How can ISO 9001 be used strategically to realise the organisation's mission and vision? The ISO 9001 standard focuses on leadership and thereby elevates responsibility for the management system to the top of the management hierarchy.

Leadership. The English word for 'lederskab' (leadership) evokes associations with a ship where the captain stands on the bridge and decides the ship’s destination based on orders received from the ship-owner. Drawing on information about the ship’s speed, fuel consumption, weather forecast, current conditions, harbour entries, etc., the captain, in cooperation with the other ship officers, creates a plan to reach the target. There is continuous follow-up on whether the plan holds, and adjustments are made if circumstances require it, whether the causes are external or internal.
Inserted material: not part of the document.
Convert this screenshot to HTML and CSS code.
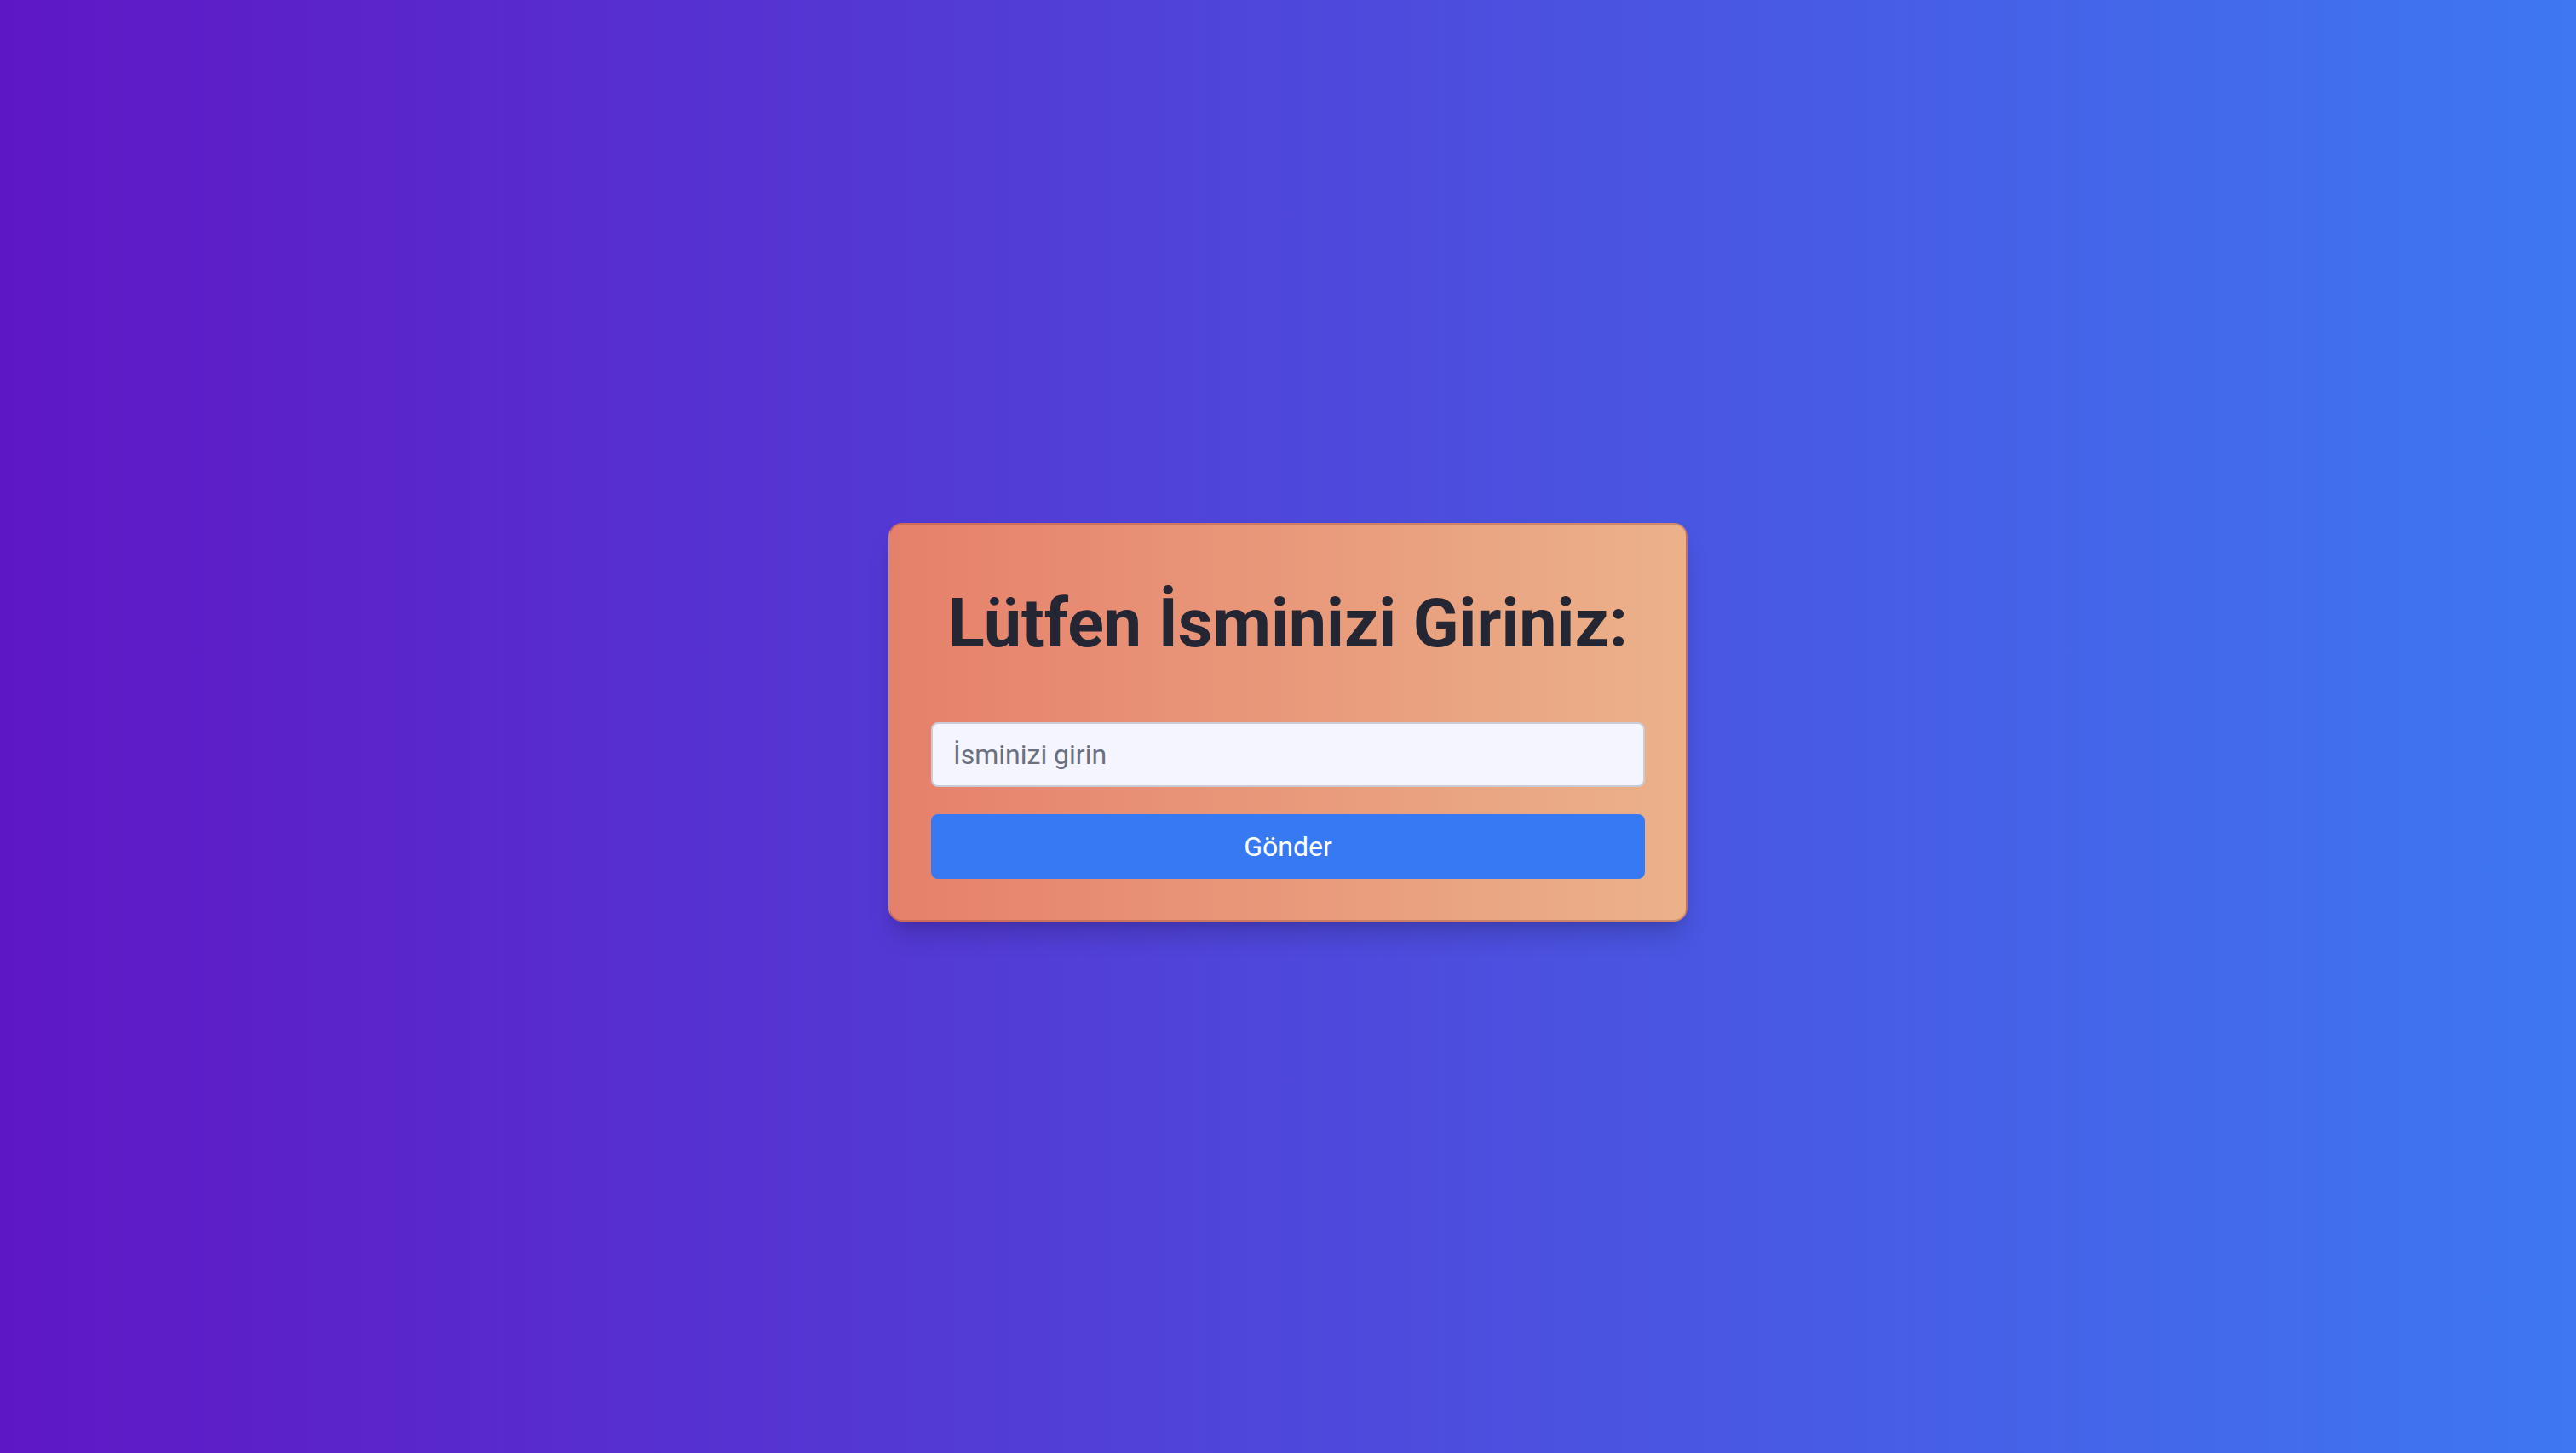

Demonstrating leadership requires that top management is able to establish the framework, as well as motivate and engage employees to collaborate in achieving the defined goals.

Management system is top management’s responsibility

A step down the hierarchy, managers translate the mission and vision (what we want) into actions and results (what we do). On the ship, it is the chief engineer, the first mate, the navigator, and the other officers who form the operational management. To assist in this, the organisation – the ship – has adopted a number of methods, procedures, guidelines and similar, which help in achieving the desired results. They have a management system.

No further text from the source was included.